How many hours I leant in a semi-trance in the darkness I don’t know, but I was roused by a touch on the shoulder, and turning, saw Father Basil, a candle in his hand. He advised me to go to bed, as it was late and he said the litany would continue for many hours longer, and there was a great Mass tomorrow which I could attend. Reluctantly I descended the cloister steps with him, the singing growing faint in the distance, and the wind gaining mastery. I left him at the head of the steps leading down to the courtyard, and there below, the domes of the chapel gleamed in the night, and the branches of a palm tree lashed wildly in the gale.
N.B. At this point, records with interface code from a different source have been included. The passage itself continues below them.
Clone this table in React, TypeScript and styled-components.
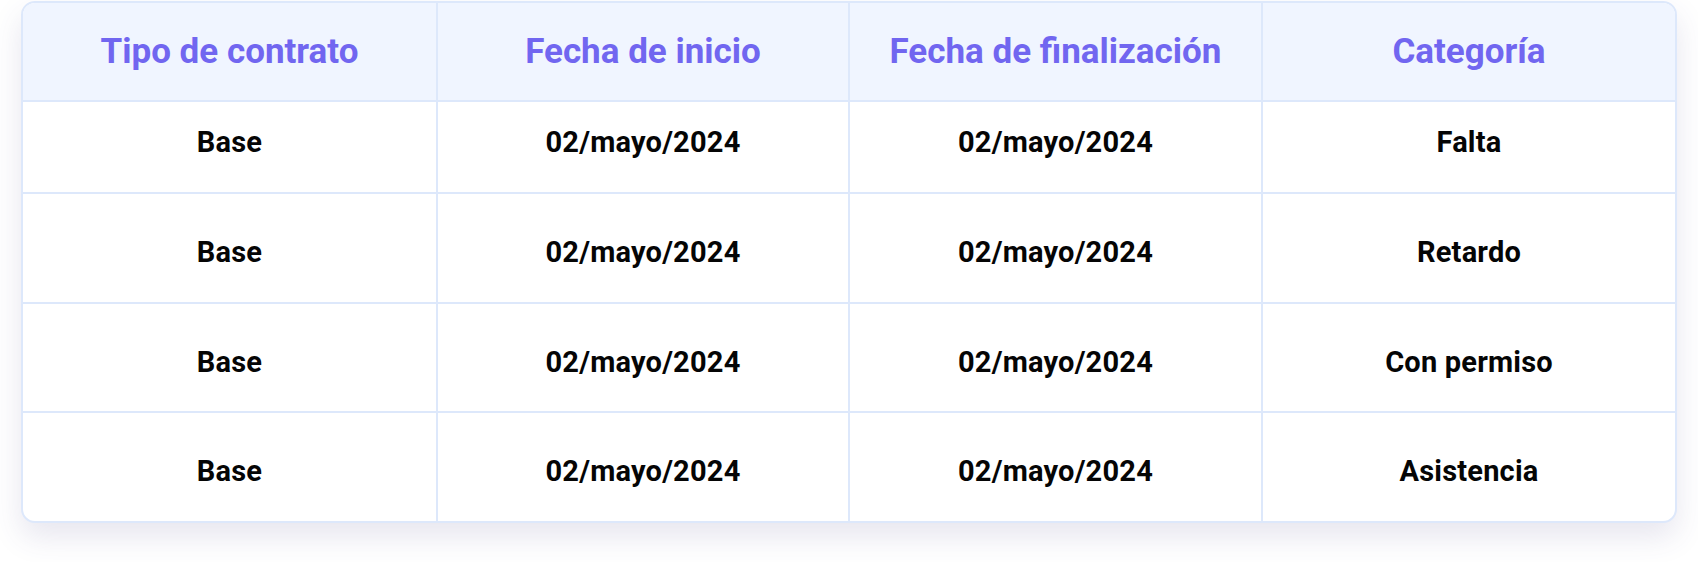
import React from 'react';
import styled, { createGlobalStyle } from 'styled-components';

const GlobalStyle = createGlobalStyle`
  body {
    margin: 0;
    background: #ffffff;
    font-family: Roboto, "Liberation Sans", Arial, sans-serif;
  }
`;

const Page = styled.div`
  padding: 1px 21px 40px 21px;
`;

const Card = styled.div`
  display: grid;
  grid-template-columns: 415px 412px 413px 1fr;
  grid-template-rows: 99px 92px 110px 109px 108px;
  background: #ffffff;
  border: 2px solid #dde8fb;
  border-radius: 14px;
  overflow: hidden;
  box-shadow: 0 14px 30px rgba(70, 60, 130, 0.13);
`;

const HeadCell = styled.div<{ $last?: boolean }>`
  display: flex;
  align-items: center;
  justify-content: center;
  background: #f0f5ff;
  color: #7166f0;
  font-size: 35px;
  font-weight: 700;
  border-right: ${(p) => (p.$last ? 'none' : '2px solid #dde8fb')};
  border-bottom: 2px solid #dde8fb;
`;

const Cell = styled.div<{ $last?: boolean; $bottom?: boolean; $first?: boolean }>`
  display: flex;
  align-items: center;
  justify-content: center;
  color: #050505;
  font-size: 29px;
  font-weight: 700;
  letter-spacing: 0.2px;
  padding: ${(p) => (p.$first ? '0 0 11px 0' : '8px 0 0 0')};
  border-right: ${(p) => (p.$last ? 'none' : '2px solid #dde8fb')};
  border-bottom: ${(p) => (p.$bottom ? 'none' : '2px solid #dde8fb')};
`;

const headers = ['Tipo de contrato', 'Fecha de inicio', 'Fecha de finalización', 'Categoría'];

const rows = [
  ['Base', '02/mayo/2024', '02/mayo/2024', 'Falta'],
  ['Base', '02/mayo/2024', '02/mayo/2024', 'Retardo'],
  ['Base', '02/mayo/2024', '02/mayo/2024', 'Con permiso'],
  ['Base', '02/mayo/2024', '02/mayo/2024', 'Asistencia'],
];

const App = () => {
  return (
    <>
      <GlobalStyle />
      <Page>
        <Card>
          {headers.map((h, i) => (
            <HeadCell key={h} $last={i === headers.length - 1}>
              {h}
            </HeadCell>
          ))}
          {rows.map((row, r) =>
            row.map((text, c) => (
              <Cell
                key={`${r}-${c}`}
                $last={c === row.length - 1}
                $bottom={r === rows.length - 1}
                $first={r === 0}
              >
                {text}
              </Cell>
            ))
          )}
        </Card>
      </Page>
    </>
  );
};

export default App;
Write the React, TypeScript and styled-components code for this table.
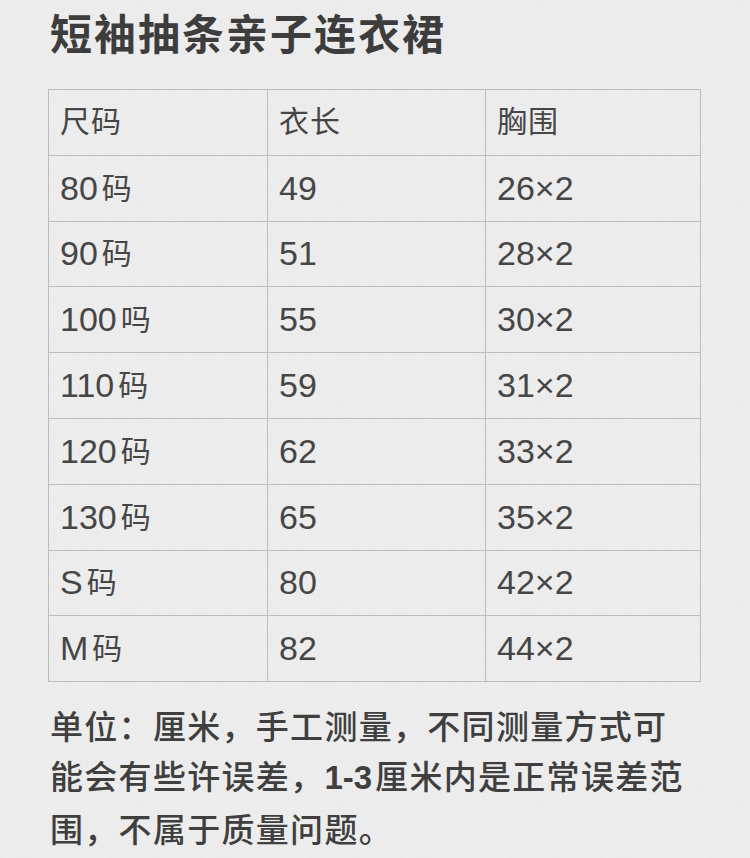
import React from "react";
import styled, { createGlobalStyle } from "styled-components";

const noise =
  "url(\"data:image/svg+xml;utf8,<svg xmlns='http://www.w3.org/2000/svg' width='200' height='200'><filter id='n'><feTurbulence type='fractalNoise' baseFrequency='0.9' numOctaves='3' stitchTiles='stitch'/><feColorMatrix values='0 0 0 0 0.4 0 0 0 0 0.4 0 0 0 0 0.4 0 0 0 0.09 0'/></filter><rect width='100%' height='100%' filter='url(%23n)'/></svg>\")";

const GlobalStyle = createGlobalStyle`
  html, body {
    margin: 0;
    padding: 0;
    background-color: #efefef;
    background-image: ${noise};
  }
  body {
    font-family: "Liberation Sans", "Noto Sans CJK SC", sans-serif;
    color: #444;
  }
`;

const Page = styled.div`
  width: 750px;
  height: 858px;
  box-sizing: border-box;
  padding: 4px 49px 0 48px;
  display: flex;
  flex-direction: column;
  overflow: hidden;
`;

const Title = styled.h1`
  margin: 0 0 29px 2px;
  font-family: "Noto Sans CJK SC", sans-serif;
  font-size: 42px;
  line-height: 56px;
  font-weight: 700;
  letter-spacing: 2px;
  color: #3d3d3d;
`;

const Grid = styled.div`
  display: grid;
  grid-template-columns: 219px 218px 215px;
  border-top: 1px solid #bdbdbd;
  border-left: 1px solid #bdbdbd;
  width: 653px;
  box-sizing: border-box;
`;

const Cell = styled.div<{ $head?: boolean }>`
  box-sizing: border-box;
  height: 65.8px;
  border-right: 1px solid #bdbdbd;
  border-bottom: 1px solid #bdbdbd;
  padding-left: 11px;
  padding-bottom: ${(p) => (p.$head ? "6px" : "0")};
  display: flex;
  align-items: center;
  font-size: 34px;
  color: #464646;
`;

const Unit = styled.span`
  font-family: "Noto Sans CJK SC", sans-serif;
  font-size: 30px;
  margin-left: 4px;
  margin-bottom: 5px;
`;

const HeadText = styled.span`
  font-family: "Noto Sans CJK SC", sans-serif;
  font-size: 30px;
  letter-spacing: 1px;
`;

const Note = styled.p`
  margin: 18px 0 0 2px;
  font-family: "Noto Sans CJK SC", sans-serif;
  font-size: 33px;
  line-height: 50px;
  font-weight: 500;
  letter-spacing: 1.3px;
  color: #3f3f3f;
`;

const NoteLine = styled.span`
  display: block;
  white-space: nowrap;
`;

const Num = styled.span`
  font-family: "Liberation Sans", sans-serif;
  font-weight: 700;
  letter-spacing: 0;
  margin-right: 3px;
`;

const rows: [string, string, string, string][] = [
  ["80", "码", "49", "26×2"],
  ["90", "码", "51", "28×2"],
  ["100", "吗", "55", "30×2"],
  ["110", "码", "59", "31×2"],
  ["120", "码", "62", "33×2"],
  ["130", "码", "65", "35×2"],
  ["S", "码", "80", "42×2"],
  ["M", "码", "82", "44×2"],
];

export default function App() {
  return (
    <Page>
      <GlobalStyle />
      <Title>短袖抽条亲子连衣裙</Title>
      <Grid>
        <Cell $head><HeadText>尺码</HeadText></Cell>
        <Cell $head><HeadText>衣长</HeadText></Cell>
        <Cell $head><HeadText>胸围</HeadText></Cell>
        {rows.map(([size, unit, len, chest]) => (
          <React.Fragment key={size}>
            <Cell>
              {size}
              <Unit>{unit}</Unit>
            </Cell>
            <Cell>{len}</Cell>
            <Cell>{chest}</Cell>
          </React.Fragment>
        ))}
      </Grid>
      <Note>
        <NoteLine>单位：厘米，手工测量，不同测量方式可</NoteLine>
        <NoteLine>
          能会有些许误差，<Num>1-3</Num>厘米内是正常误差范
        </NoteLine>
        <NoteLine>围，不属于质量问题。</NoteLine>
      </Note>
    </Page>
  );
}
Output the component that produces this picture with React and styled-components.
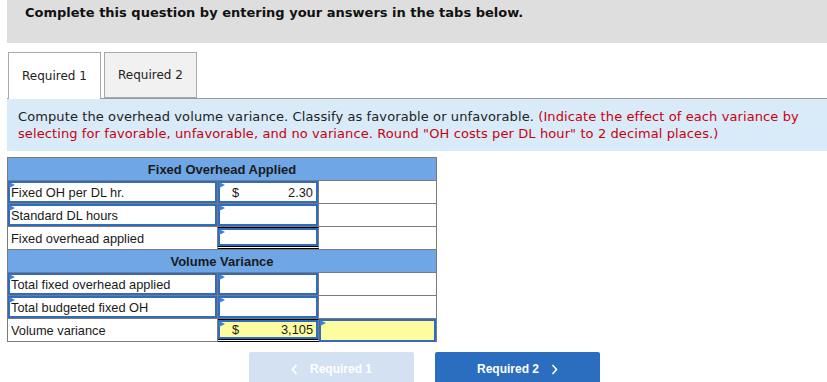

Suddenly, for no reason, I felt that prickling which we call hair standing on end, and took to my heels across the flagstones as fast as I could go, never halting till I was in my cell.
It has been a wonderful day, and I could not have wished for anything better for my birthday. Just a year ago, I was in a schloss in upper Austria, sleeping after a dinner and evening with Count and Countess Trautmannsdorff.
12th February, St Panteleimon
I sat up so late last night that I quite failed to rise in time for the Mass of the Three Saints, the absent-minded Charalampi bringing my tea, bread and sladkoe an hour after it was finished. Looking out of the window, I saw that the gale last night had brought on a snowfall, as the whole beach was deep in white, and the windowsill outside piled high. It was a depressing scene, the leaden, rough-surfaced sea and the white flakes swirling down in fierce whorls and eddies. It was out of the question to leave Russiko that day.
Buttoning my coat high under my chin, I set out across the six-inch deep courtyard, the falling snow capping my head and covering my shoulders with white. I had hoped that I might be in time for the tail-end of the Mass, and seeing a little procession issuing from the church, bearing candles that were immediately blown out, I followed them through the huge doors under the belfry just opposite, and to my embarrassment found myself in the monks’ refectory, where hundreds of monks sat about their tables. I beat a hasty retreat back to my cell, where Charalampi was laying the table for lunch. He helped me out of my snowy overcoat, repeating over and over again his word ‘снег’ – snow. He is an excellent man, the only monk besides Basil who has ever knocked on my door before entering, and he doesn’t bombard me with endless questions about my family, and how much money my father has got, and the size of London, respecting my privacy as much as I his. There is a twinkle in his small eyes, that shows that though few words may be spoken, we understand each other very well. A change from the garrulity of the Greeks.